* **What is required**
Determine the number of lines containing the word "React", and state that figure alone.

* **Extracted entries**
•••••

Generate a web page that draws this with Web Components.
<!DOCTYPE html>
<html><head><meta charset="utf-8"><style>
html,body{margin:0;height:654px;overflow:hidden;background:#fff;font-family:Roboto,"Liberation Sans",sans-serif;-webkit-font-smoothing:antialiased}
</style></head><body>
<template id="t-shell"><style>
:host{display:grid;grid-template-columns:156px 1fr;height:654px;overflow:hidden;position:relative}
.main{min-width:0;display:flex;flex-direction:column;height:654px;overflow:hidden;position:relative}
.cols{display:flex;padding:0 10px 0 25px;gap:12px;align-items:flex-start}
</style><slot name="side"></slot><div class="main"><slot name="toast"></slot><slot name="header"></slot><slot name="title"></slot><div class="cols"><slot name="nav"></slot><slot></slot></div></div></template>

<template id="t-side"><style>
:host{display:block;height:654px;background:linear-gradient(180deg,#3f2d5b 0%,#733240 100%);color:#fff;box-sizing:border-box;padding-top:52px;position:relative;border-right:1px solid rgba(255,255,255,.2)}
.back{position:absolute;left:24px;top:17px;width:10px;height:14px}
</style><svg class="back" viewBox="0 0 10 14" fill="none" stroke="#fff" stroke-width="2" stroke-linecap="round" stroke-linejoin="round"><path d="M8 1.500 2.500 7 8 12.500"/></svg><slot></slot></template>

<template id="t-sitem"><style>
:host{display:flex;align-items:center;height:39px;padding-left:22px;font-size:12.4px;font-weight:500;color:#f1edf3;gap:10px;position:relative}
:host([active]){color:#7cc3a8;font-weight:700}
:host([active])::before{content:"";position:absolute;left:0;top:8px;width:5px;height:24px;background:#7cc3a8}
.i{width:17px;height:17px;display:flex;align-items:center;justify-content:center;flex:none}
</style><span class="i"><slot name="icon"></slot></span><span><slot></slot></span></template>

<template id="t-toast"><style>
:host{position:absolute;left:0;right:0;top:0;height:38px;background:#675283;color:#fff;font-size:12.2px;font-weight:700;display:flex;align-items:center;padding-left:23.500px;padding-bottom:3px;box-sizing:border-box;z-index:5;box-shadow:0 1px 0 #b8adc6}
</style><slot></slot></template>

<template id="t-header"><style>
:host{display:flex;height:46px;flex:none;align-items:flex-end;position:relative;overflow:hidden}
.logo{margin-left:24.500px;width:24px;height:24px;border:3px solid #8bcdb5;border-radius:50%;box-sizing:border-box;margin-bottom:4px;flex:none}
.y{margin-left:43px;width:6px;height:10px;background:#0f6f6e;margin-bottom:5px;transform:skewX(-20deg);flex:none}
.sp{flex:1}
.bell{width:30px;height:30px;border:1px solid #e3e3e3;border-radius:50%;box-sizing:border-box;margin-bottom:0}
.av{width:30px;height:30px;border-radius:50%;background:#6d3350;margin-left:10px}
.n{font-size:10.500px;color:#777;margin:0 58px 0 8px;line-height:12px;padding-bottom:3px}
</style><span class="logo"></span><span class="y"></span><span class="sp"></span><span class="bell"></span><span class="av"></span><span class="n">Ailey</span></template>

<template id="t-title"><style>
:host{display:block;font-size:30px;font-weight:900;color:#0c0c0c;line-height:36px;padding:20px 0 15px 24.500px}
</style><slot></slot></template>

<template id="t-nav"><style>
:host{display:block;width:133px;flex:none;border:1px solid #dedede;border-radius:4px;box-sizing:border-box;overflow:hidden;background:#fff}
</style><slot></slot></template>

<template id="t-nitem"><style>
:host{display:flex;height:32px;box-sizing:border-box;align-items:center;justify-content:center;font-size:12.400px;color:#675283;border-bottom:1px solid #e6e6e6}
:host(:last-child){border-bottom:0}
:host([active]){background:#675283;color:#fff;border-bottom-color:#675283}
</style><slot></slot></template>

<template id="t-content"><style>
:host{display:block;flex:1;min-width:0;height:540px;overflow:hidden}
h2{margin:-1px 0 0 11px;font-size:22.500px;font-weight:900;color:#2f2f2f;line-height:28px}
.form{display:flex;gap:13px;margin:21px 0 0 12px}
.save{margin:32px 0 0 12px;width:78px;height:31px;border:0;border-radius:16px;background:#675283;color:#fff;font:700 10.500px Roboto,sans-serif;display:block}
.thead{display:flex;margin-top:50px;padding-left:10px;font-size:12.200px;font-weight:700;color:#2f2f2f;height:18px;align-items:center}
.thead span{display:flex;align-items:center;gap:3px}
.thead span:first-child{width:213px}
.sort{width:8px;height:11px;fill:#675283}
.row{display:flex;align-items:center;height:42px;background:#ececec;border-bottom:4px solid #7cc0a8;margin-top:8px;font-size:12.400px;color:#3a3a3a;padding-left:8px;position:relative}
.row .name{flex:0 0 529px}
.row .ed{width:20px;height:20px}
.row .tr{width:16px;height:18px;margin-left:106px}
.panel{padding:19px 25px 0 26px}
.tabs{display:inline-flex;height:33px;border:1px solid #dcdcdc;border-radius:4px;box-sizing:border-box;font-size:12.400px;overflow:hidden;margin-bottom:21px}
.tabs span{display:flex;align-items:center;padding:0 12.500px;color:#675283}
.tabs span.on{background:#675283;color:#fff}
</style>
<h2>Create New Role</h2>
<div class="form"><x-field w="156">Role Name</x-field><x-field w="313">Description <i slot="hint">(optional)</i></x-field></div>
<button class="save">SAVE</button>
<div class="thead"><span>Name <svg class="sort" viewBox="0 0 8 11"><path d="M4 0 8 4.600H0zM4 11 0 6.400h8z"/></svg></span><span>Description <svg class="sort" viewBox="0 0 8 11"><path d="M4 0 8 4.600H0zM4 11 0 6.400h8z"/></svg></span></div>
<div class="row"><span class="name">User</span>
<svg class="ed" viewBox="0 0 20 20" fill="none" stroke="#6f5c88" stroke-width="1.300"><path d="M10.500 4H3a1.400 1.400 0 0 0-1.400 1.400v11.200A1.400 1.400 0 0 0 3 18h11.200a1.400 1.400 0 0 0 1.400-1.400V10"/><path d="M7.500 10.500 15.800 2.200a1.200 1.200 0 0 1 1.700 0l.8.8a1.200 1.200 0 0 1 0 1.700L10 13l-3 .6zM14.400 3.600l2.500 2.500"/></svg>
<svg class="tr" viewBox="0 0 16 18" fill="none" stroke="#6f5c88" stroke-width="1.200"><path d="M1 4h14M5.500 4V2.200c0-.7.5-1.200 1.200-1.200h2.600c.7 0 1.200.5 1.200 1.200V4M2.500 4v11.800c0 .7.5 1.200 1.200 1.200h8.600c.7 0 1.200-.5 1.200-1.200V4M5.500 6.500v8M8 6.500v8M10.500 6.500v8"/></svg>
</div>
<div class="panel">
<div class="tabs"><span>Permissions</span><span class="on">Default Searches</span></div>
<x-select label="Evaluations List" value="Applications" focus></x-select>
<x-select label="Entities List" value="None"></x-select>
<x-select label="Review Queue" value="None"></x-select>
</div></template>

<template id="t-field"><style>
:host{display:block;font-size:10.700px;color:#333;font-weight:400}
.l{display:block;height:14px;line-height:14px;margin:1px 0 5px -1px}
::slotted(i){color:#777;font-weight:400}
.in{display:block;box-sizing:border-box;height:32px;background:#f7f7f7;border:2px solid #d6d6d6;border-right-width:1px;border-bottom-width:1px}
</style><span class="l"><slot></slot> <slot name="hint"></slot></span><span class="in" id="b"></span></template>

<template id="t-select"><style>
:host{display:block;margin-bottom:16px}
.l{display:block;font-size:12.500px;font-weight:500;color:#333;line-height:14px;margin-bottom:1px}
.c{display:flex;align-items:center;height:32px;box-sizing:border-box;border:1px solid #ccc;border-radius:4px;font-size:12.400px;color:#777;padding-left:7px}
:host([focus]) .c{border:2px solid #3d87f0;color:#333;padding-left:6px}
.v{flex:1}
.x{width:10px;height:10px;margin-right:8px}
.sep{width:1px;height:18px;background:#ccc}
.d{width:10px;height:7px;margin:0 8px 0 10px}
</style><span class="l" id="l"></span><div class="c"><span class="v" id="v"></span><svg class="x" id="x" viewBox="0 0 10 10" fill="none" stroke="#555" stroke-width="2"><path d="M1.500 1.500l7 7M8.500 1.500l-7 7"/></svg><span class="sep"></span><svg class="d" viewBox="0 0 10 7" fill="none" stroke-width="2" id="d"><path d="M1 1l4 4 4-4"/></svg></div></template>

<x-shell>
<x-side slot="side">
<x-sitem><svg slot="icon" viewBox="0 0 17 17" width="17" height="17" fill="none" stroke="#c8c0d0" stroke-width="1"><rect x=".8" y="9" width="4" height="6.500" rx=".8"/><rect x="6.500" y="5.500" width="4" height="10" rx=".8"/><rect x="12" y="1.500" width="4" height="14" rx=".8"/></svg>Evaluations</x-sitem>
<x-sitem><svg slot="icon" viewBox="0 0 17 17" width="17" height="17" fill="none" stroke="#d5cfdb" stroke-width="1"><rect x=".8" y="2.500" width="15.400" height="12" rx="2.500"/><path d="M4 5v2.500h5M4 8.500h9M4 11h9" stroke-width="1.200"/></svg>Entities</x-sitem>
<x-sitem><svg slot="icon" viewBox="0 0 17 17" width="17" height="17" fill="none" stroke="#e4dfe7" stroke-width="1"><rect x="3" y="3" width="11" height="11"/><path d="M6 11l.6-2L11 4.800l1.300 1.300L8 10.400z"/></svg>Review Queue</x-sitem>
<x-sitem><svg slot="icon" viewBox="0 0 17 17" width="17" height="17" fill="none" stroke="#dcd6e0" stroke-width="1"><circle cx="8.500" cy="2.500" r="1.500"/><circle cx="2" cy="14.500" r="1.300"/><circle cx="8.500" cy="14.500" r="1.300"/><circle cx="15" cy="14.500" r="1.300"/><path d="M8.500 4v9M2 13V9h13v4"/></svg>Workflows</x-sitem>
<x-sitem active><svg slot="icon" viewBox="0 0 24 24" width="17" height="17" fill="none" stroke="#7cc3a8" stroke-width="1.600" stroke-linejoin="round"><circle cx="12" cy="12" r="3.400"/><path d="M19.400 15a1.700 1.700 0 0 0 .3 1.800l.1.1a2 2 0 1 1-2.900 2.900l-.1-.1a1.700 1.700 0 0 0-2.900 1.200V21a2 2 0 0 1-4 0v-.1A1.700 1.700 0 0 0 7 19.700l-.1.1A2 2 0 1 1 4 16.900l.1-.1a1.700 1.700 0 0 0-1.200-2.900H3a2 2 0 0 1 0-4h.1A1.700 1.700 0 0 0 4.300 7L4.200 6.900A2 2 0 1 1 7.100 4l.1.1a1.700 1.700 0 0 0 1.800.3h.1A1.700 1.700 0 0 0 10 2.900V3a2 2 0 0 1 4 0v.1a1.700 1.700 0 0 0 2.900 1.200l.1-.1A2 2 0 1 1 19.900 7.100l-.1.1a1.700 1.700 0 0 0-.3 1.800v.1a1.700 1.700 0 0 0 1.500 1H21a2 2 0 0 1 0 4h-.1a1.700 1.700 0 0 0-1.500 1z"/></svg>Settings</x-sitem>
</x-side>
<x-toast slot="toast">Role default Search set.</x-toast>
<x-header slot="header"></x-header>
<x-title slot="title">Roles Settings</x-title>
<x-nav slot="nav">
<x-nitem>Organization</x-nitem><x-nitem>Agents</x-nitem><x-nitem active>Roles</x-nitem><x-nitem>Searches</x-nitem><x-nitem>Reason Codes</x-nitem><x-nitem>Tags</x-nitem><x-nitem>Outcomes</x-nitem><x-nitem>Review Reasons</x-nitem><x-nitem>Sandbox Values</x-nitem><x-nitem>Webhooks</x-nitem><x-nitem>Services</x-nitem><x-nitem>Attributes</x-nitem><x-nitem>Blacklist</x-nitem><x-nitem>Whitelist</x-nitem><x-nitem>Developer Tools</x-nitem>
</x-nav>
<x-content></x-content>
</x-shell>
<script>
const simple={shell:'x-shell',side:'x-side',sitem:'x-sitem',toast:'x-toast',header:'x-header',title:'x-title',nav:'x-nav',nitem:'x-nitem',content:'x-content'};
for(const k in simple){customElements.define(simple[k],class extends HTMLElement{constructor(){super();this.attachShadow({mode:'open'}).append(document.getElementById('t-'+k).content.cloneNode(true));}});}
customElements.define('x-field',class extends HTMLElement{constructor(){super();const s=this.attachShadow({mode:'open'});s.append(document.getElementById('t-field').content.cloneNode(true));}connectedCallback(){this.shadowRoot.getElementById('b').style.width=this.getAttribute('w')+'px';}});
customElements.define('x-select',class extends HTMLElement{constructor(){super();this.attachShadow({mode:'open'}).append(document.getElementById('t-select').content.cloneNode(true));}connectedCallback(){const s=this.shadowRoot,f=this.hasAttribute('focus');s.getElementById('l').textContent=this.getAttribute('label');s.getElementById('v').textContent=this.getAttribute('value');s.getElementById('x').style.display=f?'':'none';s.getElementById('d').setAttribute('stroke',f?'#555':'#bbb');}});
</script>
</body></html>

•••••

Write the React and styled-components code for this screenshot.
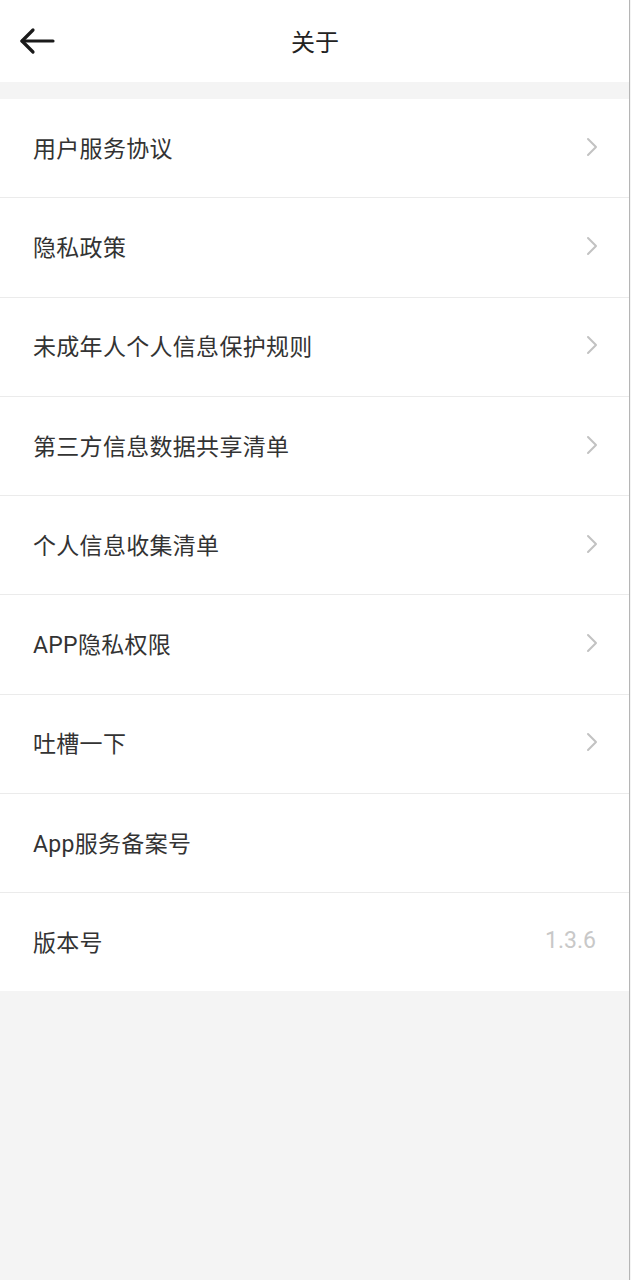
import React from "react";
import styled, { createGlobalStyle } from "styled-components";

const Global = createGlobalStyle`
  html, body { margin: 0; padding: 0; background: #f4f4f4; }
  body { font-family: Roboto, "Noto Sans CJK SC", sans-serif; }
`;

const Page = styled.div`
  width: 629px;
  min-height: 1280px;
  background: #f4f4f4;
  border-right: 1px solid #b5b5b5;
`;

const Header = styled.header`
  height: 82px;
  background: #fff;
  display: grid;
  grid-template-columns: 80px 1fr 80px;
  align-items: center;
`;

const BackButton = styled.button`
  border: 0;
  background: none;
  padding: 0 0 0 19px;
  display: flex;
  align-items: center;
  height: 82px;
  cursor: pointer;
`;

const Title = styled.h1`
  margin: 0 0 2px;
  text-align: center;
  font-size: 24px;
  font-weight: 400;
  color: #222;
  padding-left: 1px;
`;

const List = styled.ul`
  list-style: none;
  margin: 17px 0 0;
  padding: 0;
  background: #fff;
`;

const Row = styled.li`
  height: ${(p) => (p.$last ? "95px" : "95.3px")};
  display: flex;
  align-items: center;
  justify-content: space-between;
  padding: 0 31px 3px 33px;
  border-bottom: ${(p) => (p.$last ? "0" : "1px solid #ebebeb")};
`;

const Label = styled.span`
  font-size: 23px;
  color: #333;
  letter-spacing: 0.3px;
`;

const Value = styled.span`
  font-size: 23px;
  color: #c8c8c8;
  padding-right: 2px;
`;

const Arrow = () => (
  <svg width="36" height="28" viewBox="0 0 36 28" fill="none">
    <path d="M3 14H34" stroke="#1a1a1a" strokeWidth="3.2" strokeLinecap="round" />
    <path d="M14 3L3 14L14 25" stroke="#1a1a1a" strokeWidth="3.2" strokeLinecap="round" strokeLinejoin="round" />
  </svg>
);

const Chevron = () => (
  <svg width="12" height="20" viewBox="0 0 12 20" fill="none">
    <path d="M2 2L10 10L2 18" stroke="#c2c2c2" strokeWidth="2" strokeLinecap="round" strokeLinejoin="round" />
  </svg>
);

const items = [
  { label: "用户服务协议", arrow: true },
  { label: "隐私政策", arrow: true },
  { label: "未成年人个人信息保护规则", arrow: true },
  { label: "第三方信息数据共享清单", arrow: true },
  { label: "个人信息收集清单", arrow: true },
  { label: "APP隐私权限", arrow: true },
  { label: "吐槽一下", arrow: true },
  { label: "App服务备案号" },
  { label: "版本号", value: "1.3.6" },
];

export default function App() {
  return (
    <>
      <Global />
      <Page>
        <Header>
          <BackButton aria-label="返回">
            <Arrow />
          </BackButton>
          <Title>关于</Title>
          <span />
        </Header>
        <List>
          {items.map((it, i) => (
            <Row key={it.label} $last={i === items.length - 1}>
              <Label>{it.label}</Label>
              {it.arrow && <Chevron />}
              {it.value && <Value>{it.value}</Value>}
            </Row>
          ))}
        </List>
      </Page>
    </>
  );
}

•••••

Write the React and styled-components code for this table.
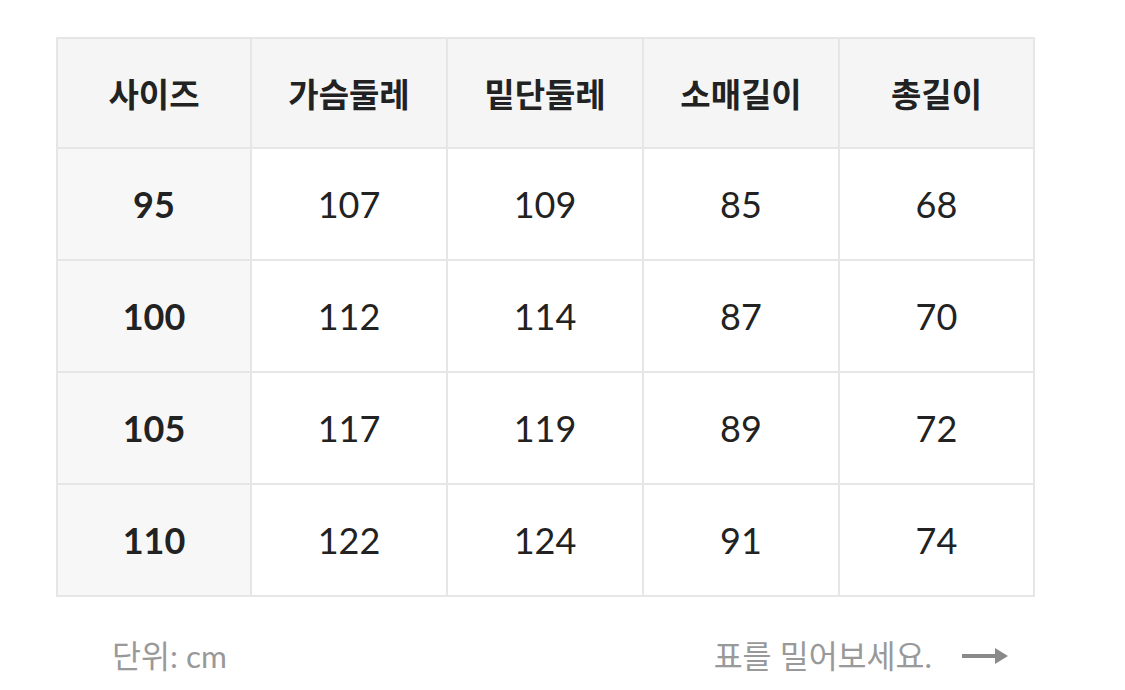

•••••

* **Answer for the task**
3